▶ PROVIDED MATERIAL
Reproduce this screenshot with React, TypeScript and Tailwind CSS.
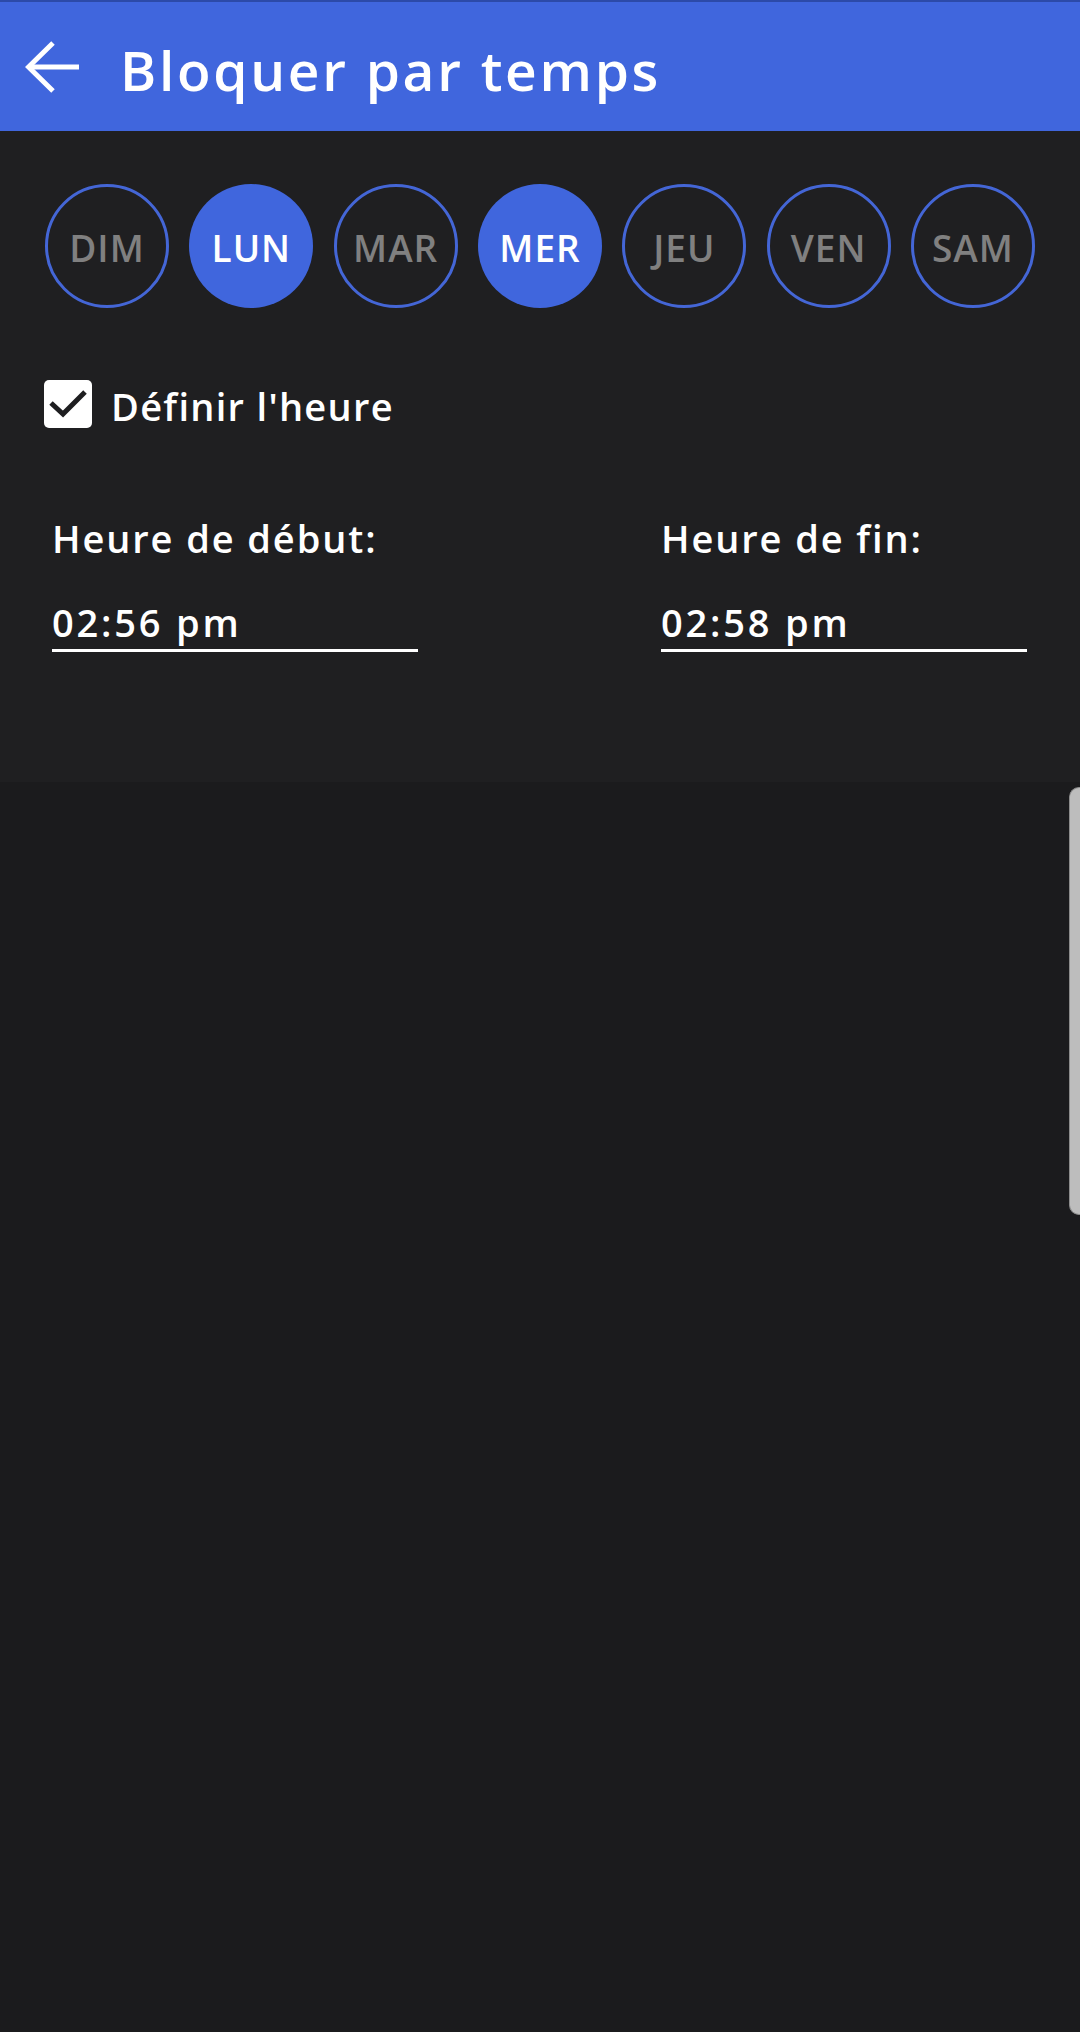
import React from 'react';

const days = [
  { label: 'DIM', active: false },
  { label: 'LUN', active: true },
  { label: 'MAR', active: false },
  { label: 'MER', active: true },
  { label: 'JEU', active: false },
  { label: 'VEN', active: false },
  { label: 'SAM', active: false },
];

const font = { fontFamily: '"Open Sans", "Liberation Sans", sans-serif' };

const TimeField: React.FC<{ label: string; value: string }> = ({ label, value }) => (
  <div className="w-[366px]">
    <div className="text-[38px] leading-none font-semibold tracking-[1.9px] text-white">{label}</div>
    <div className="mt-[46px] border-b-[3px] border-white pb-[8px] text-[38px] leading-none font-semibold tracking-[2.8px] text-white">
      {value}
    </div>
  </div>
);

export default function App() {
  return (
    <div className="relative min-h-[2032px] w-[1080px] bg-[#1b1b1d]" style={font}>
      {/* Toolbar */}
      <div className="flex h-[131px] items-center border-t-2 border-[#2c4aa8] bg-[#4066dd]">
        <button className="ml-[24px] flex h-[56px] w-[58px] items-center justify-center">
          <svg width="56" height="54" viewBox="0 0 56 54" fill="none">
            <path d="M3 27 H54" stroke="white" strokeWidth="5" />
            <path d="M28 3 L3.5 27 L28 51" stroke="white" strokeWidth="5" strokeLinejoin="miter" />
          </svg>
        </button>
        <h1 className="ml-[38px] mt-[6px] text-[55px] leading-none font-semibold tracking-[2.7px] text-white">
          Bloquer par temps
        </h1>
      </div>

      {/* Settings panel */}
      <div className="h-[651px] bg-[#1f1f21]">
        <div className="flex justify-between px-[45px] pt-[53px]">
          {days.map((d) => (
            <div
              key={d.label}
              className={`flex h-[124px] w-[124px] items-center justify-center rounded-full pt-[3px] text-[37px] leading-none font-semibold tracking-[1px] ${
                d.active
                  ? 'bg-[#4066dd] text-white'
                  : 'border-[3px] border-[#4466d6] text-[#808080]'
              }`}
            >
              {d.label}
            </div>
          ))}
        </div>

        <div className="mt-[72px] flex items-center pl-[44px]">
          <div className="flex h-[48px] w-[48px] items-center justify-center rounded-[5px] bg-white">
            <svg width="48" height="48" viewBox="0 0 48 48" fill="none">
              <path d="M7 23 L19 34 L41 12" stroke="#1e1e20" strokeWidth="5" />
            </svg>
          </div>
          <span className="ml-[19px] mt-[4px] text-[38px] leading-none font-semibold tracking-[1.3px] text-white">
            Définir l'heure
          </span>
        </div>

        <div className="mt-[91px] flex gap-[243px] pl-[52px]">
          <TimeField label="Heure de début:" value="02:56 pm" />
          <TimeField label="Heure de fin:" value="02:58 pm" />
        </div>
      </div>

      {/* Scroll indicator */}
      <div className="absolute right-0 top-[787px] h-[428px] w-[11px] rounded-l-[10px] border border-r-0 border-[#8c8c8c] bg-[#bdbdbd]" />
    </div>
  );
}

▶ EXERCISE OBJECTIVE
Extract from the data every line where "React" shows up.

▶ THE COMPLETED TASK
Reproduce this screenshot with React, TypeScript and Tailwind CSS.
import React from 'react';
const TimeField: React.FC<{ label: string; value: string }> = ({ label, value }) => (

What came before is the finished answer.